On the 60th anniversary of the Jewish state’s founding, a large number of British “Jews” - I use the term loosely (many of them would barely have qualified under the expansive definitions of Nuremberg) but their claim to the faith was felt to give them a special authority – wrote to The Guardian to say that they could not “celebrate the birthday of a state founded on terrorism, massacres and the dispossession of another people”. The most eminent signatory, aside from Harold Pinter, was Stephen Fry, best known to Americans as valet to Hugh Laurie in TV’s “Jeeves & Wooster” but a man of many other talents. Many a Saturday morning, years ago, I sat opposite him on a larky BBC show called “Loose Ends”. When I was flailing badly on a topical comedy quiz, he expertly rescued me with a deft penis joke.

But, among the British and European artistic community, the fetishization of the Palestinians and the consequent obsession with Israeli iniquity is indestructible - even as millions are murdered in the Congo, and hundreds of thousands in Darfur, and (less genocidally) as the High Administrative Court in Cairo contemplates stripping Egyptian men of their citizens for the crime of marrying Israeli women.
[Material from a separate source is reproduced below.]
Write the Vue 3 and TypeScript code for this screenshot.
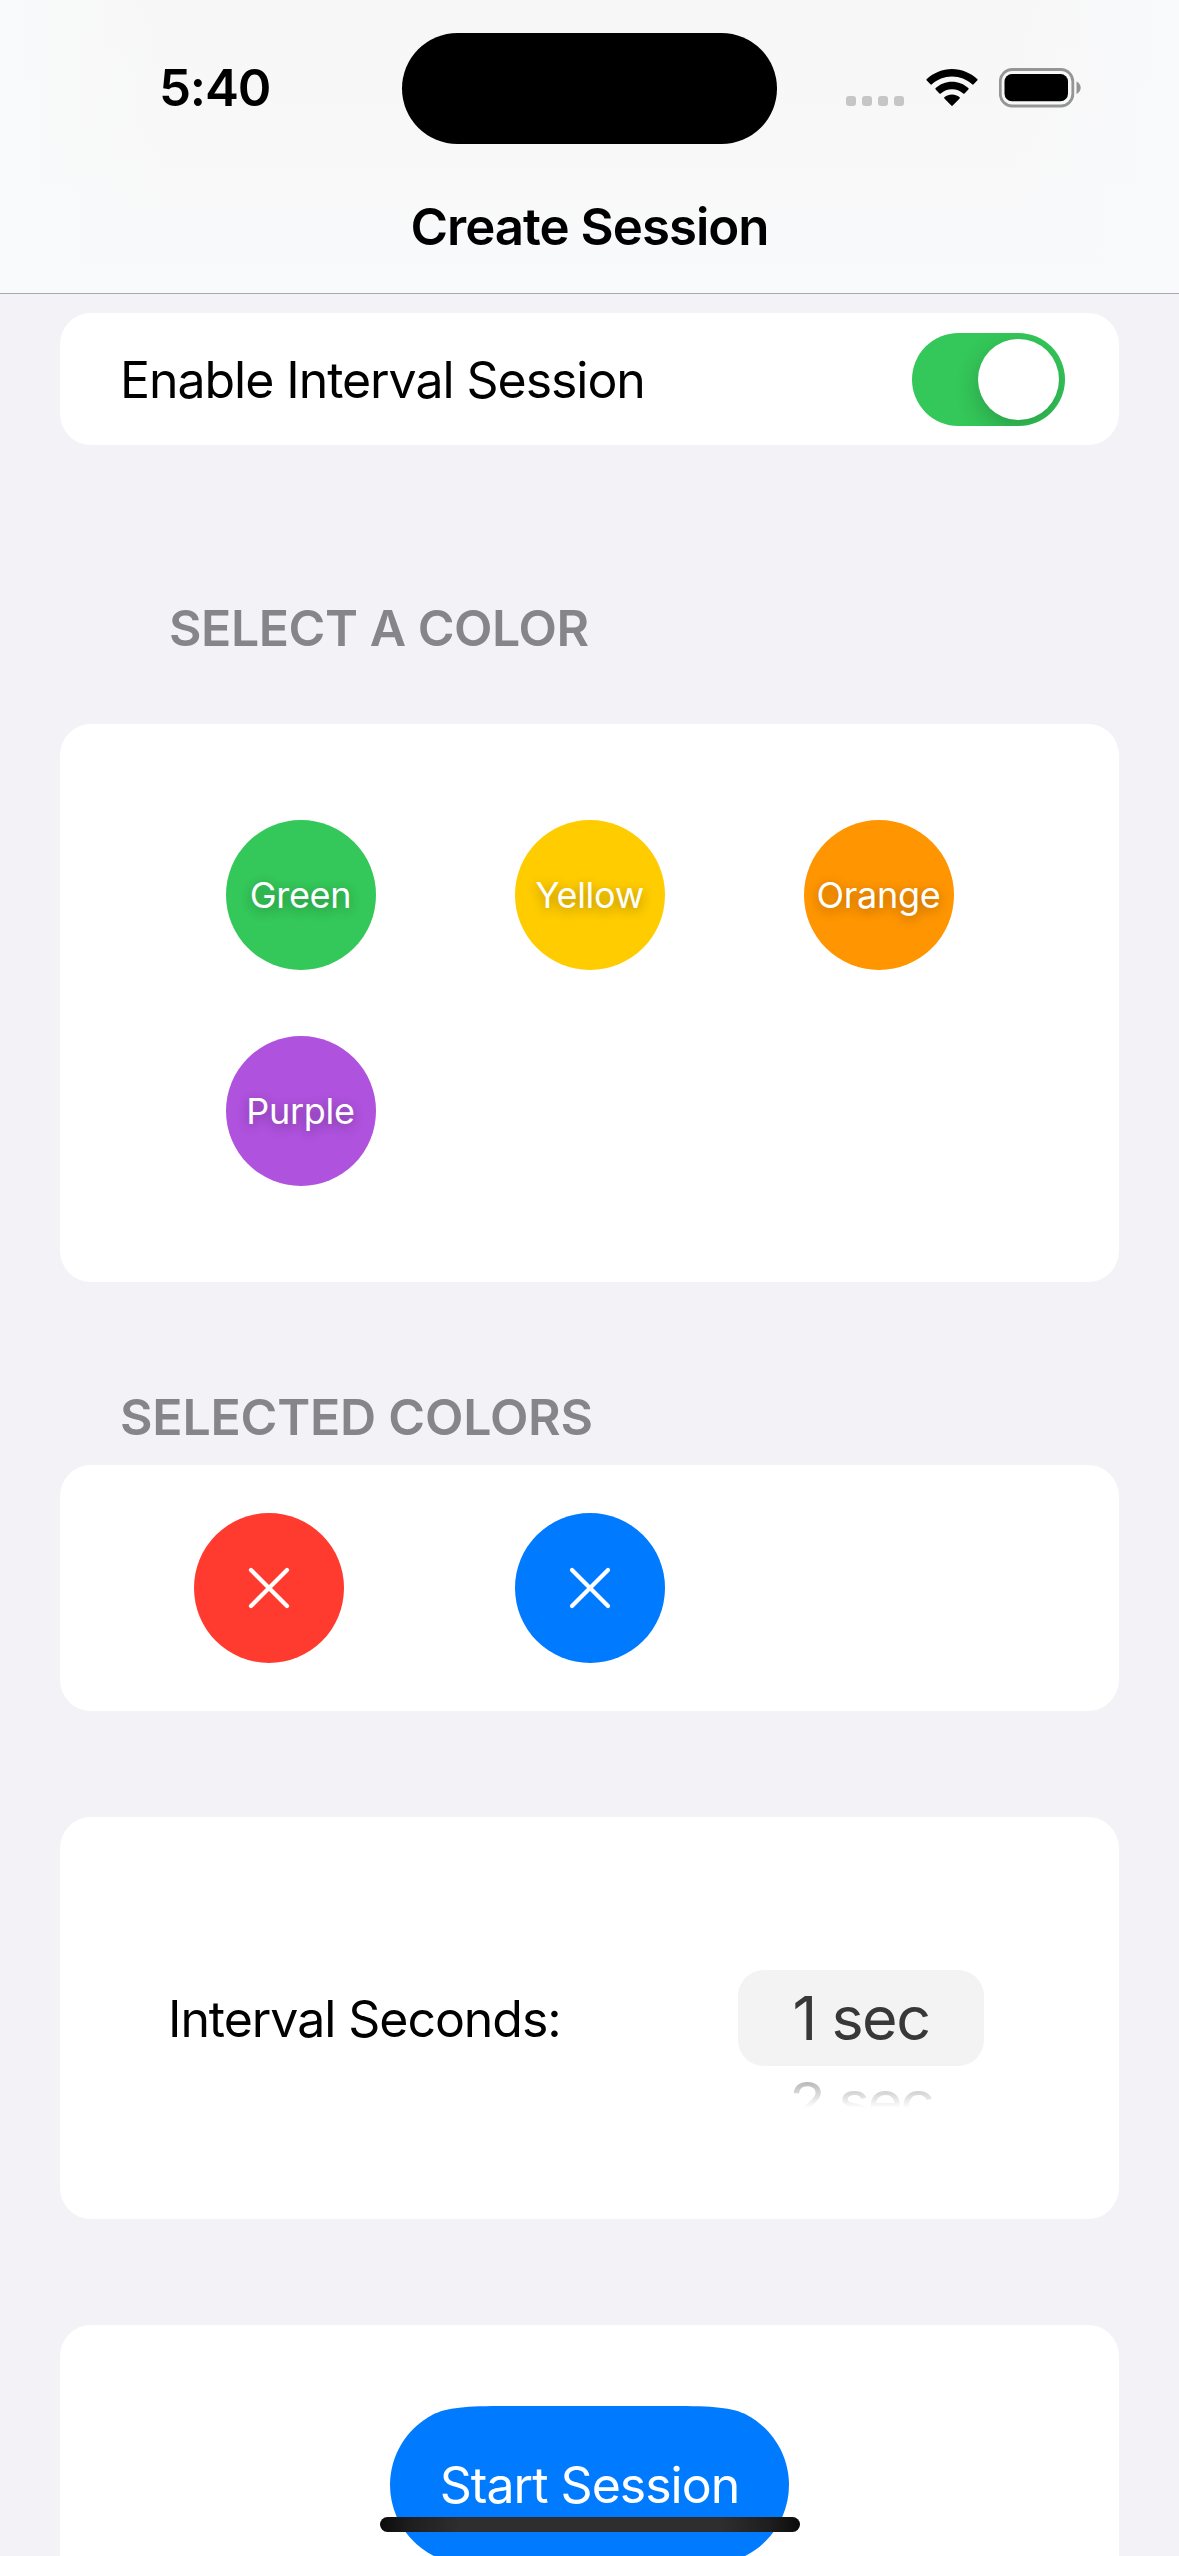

At one level, the rampant zionhass is a mere reflection of demographic reality – what’s left of European Jewry is a community in steep decline; Muslims, on the other hand, are the Continent’s fastest growing population. But demographic reality is easier to accept dressed as a moral cause, and so the heirs to those western artists who two generations ago enthusiastically embraced the new Jewish state now boycott it and support its dismantling. I’m told that in Dutch grade schools The Diary Of Anne Frank can no longer be performed because certain, ahem, immigrant communities root for the Nazis. But I don’t think you could produce The Diary Of Anne Frank in the West End, either. Nor Fiddler On The Roof. No takers. Doesn’t fit the narrative.

In “Palestine”, only one side lives under continuous threat of extermination – now upgraded, in the face of western passivity, into nuclear extermination. The means change but not the desired end. And the ease with which the principal expression of contemporary Jewish identity has been delegitimized in the salons of the west is both pathetic, and awfully familiar. When I read the announcement by Elvis Costello, an old line from his fellow songwriter Alan Jay Lerner (whom I mentioned here a few weeks ago) sprang to mind. As Hitler's favorite composer, Franz Lehar was untouchable, but his Jewish colleagues weren’t so lucky. His librettist, Franz Lohner-Beda, died in a concentration camp in 1942, the same year Lehar conducted a production of their operetta The Land Of Smiles. To the end, Lohner-Beda expected his old friend to intercede, but he never did. “To this day,” said Alan Lerner, “when I am transported by the music of Franz Lehar, my glass of champagne is rimmed with aloes” – a fine operetta image.

I was never exactly “transported” by the music of Elvis Costello. But my glass of champagne is rimmed with aloes.